◆ Brief ◆
Look through the material and copy each line holding "styles".

◆ Provided data ◆
⁂

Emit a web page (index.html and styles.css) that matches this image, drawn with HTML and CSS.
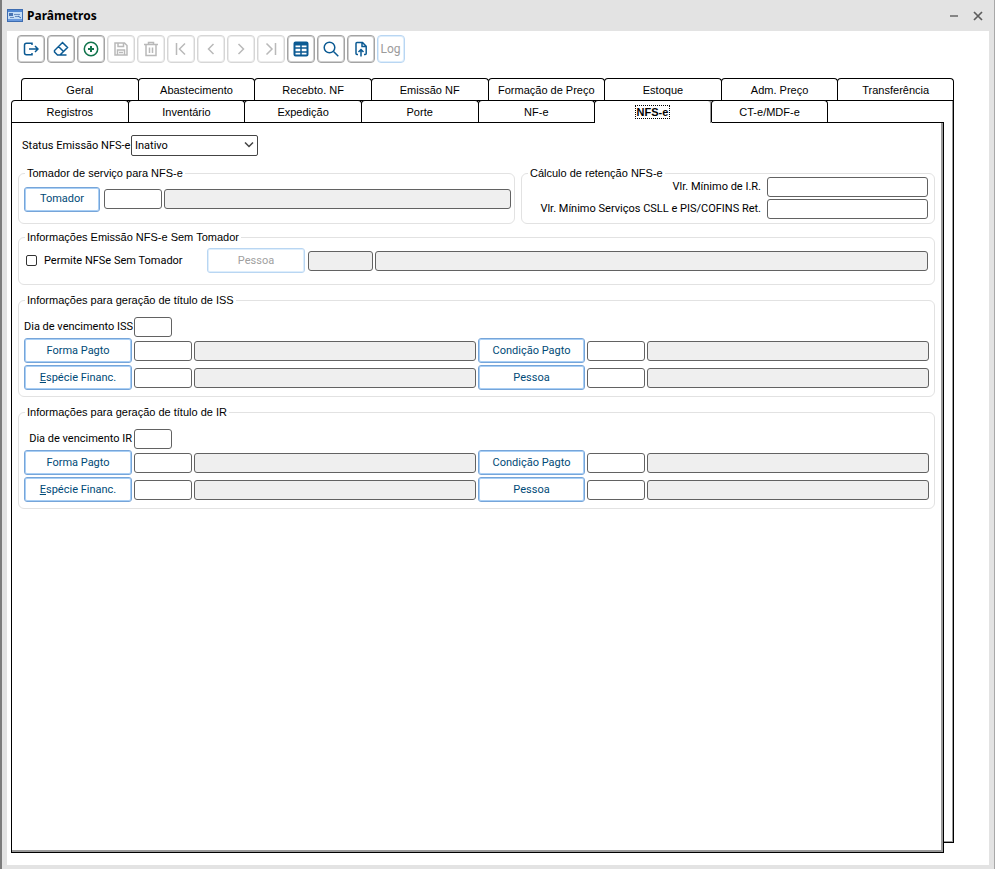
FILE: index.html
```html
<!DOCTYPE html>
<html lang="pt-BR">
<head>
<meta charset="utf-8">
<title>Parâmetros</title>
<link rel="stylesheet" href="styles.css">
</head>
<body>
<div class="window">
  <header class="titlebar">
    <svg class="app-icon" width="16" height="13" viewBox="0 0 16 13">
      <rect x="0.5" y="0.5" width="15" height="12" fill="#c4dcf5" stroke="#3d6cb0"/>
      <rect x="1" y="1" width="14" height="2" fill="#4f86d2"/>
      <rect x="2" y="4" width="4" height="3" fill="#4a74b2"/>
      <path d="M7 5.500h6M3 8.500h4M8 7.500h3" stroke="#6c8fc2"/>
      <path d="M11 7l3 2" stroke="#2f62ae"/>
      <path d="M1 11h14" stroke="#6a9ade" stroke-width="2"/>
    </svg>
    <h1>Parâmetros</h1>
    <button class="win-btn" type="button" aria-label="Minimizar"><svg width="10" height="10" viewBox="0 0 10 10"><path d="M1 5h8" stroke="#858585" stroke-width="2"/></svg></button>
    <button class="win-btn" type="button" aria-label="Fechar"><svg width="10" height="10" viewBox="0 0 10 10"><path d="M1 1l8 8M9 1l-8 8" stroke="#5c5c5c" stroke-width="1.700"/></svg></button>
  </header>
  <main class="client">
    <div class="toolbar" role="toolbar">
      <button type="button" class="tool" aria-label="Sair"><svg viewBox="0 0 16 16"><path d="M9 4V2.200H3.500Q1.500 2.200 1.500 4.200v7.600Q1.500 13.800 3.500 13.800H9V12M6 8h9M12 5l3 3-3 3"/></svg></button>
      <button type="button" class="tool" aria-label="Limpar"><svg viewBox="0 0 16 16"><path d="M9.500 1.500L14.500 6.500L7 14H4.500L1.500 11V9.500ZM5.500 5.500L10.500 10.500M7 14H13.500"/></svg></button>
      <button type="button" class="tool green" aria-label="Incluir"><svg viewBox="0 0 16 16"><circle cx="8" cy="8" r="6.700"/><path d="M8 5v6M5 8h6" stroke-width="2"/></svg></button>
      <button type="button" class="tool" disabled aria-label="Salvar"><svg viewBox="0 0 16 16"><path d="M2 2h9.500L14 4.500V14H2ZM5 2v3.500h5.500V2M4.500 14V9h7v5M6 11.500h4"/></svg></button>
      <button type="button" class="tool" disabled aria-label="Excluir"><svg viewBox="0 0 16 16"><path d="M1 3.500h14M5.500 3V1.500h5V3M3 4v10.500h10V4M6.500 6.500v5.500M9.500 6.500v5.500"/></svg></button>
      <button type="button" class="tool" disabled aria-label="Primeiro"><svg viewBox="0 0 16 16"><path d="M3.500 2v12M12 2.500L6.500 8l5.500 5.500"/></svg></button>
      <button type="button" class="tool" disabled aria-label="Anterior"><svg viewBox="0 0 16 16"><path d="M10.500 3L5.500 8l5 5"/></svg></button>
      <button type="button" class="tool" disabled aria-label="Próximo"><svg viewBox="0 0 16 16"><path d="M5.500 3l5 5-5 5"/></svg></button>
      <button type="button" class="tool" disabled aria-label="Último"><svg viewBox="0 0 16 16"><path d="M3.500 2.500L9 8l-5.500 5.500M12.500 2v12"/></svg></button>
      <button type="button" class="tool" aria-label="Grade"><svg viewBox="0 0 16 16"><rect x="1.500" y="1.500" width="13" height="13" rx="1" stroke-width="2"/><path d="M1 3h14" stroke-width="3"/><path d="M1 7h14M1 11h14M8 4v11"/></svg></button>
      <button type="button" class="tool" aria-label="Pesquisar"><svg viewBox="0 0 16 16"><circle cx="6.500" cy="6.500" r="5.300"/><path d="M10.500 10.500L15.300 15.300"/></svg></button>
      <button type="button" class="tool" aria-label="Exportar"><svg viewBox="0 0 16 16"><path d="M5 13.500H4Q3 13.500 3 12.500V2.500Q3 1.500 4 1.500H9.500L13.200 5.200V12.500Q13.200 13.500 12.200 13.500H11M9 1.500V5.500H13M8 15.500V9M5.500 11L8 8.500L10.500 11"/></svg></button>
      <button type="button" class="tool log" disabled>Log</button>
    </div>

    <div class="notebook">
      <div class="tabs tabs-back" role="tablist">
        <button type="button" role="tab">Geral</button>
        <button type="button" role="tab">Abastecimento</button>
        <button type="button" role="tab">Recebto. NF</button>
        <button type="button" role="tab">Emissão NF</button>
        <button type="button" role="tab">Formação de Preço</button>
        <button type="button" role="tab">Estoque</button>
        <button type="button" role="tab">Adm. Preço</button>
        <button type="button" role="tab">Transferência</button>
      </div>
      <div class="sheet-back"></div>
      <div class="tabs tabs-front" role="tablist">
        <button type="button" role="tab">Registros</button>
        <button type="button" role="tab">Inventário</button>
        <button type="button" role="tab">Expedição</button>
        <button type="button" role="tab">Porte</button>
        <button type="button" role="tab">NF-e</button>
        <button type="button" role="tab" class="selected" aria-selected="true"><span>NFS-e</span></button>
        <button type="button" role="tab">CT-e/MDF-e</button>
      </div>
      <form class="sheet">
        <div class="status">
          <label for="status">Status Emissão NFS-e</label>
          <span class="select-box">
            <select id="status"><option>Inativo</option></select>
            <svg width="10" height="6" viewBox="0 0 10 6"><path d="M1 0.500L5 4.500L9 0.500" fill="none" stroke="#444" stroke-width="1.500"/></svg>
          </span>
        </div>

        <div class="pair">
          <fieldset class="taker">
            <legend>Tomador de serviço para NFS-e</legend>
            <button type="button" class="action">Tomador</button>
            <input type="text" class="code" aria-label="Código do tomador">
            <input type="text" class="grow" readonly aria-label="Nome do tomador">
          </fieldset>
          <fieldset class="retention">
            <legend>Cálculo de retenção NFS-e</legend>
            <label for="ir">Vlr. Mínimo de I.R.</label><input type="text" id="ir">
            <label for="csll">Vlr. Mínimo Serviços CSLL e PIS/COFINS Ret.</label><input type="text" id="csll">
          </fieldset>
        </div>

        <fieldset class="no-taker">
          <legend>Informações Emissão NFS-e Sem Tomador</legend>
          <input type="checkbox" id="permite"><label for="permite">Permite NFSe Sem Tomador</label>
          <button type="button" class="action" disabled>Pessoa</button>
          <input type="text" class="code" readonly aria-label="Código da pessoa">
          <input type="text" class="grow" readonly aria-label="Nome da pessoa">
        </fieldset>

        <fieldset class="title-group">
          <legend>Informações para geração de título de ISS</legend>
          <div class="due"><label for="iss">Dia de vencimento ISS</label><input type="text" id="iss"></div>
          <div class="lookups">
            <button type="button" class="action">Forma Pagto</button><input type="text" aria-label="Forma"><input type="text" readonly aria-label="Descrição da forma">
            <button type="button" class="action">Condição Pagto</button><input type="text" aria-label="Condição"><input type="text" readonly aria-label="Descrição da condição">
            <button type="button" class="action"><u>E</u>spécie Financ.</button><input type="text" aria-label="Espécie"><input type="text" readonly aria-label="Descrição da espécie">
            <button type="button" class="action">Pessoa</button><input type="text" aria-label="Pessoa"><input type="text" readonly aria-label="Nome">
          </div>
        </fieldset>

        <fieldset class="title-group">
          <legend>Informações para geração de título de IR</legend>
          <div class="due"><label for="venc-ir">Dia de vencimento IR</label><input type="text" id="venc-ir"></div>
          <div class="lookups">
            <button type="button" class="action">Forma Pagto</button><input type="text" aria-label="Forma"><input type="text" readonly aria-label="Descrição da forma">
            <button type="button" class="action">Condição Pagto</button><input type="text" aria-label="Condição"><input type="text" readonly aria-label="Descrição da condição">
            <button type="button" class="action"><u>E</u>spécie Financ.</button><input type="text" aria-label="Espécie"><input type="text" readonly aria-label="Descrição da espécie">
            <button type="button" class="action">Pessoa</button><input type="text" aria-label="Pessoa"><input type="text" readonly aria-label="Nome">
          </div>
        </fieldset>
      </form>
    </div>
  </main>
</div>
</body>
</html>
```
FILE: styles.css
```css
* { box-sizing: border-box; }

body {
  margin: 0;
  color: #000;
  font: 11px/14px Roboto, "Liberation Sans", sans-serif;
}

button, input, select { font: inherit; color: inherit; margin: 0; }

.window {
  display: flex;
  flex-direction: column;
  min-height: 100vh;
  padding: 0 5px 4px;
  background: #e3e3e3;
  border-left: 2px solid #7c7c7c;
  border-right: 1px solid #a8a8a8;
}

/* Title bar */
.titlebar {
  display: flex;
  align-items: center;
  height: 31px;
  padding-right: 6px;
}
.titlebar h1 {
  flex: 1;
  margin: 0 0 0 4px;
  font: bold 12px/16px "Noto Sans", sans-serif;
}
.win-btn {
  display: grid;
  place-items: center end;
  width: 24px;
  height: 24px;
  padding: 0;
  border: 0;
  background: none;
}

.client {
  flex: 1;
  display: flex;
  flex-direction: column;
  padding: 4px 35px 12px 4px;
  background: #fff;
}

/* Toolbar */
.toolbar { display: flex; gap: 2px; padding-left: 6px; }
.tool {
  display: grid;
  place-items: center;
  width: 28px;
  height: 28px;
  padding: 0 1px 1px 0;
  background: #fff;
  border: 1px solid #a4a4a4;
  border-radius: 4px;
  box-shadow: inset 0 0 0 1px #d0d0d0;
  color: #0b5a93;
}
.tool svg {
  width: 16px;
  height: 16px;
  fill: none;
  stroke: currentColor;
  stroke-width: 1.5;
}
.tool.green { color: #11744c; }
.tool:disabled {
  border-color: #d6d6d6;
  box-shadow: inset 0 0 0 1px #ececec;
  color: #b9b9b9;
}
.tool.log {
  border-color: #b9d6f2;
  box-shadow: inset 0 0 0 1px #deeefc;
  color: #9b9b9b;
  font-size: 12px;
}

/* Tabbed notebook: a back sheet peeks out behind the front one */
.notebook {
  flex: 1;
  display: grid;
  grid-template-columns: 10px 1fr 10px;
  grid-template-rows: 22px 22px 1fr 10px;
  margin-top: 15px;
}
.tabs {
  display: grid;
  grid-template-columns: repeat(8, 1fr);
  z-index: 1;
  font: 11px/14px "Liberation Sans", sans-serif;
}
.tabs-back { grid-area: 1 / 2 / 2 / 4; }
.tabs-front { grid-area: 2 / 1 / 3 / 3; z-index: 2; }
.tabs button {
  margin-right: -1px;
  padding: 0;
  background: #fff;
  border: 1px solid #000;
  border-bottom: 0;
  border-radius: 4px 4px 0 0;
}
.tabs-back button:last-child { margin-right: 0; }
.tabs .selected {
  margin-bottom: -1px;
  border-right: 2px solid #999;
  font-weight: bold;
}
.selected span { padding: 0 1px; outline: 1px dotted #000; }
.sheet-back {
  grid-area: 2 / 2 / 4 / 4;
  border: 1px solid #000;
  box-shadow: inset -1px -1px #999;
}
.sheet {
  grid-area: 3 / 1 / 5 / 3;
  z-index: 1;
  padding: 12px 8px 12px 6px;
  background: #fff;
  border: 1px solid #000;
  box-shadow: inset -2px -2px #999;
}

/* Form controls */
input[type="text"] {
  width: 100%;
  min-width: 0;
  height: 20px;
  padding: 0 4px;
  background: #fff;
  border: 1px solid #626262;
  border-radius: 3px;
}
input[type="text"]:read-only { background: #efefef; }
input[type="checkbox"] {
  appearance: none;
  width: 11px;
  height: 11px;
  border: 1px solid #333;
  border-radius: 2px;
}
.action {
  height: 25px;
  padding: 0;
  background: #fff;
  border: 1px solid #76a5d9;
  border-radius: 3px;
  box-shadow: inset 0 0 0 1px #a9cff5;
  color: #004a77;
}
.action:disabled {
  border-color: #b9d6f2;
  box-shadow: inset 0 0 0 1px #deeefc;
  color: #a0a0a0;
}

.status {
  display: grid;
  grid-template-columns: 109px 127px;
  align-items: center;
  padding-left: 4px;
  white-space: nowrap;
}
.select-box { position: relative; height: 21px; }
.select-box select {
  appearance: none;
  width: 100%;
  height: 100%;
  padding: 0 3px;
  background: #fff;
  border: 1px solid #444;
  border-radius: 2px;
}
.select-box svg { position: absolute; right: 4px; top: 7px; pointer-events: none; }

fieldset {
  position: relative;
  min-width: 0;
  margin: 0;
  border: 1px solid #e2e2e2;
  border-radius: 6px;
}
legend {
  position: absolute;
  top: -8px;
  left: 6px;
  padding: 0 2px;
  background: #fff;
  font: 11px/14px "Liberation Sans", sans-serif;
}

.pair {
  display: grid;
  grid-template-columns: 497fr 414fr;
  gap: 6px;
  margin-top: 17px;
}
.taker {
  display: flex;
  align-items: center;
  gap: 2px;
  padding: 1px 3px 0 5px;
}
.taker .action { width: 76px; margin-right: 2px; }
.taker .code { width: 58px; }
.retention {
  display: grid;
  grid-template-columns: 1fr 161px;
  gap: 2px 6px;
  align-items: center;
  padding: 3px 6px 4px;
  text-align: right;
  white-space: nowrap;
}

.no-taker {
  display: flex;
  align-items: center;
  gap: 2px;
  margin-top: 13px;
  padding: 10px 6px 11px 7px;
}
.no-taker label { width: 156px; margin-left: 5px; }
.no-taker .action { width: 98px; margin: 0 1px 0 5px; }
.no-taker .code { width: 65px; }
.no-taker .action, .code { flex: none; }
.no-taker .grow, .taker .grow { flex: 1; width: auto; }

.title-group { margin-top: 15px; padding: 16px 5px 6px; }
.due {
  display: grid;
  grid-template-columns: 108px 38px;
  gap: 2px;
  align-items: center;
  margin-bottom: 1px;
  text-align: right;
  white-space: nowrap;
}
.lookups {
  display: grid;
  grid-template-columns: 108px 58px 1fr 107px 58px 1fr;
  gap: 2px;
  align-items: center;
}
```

⁂

◆ Response ◆
Emit a web page (index.html and styles.css) that matches this image, drawn with HTML and CSS.
<link rel="stylesheet" href="styles.css">
FILE: styles.css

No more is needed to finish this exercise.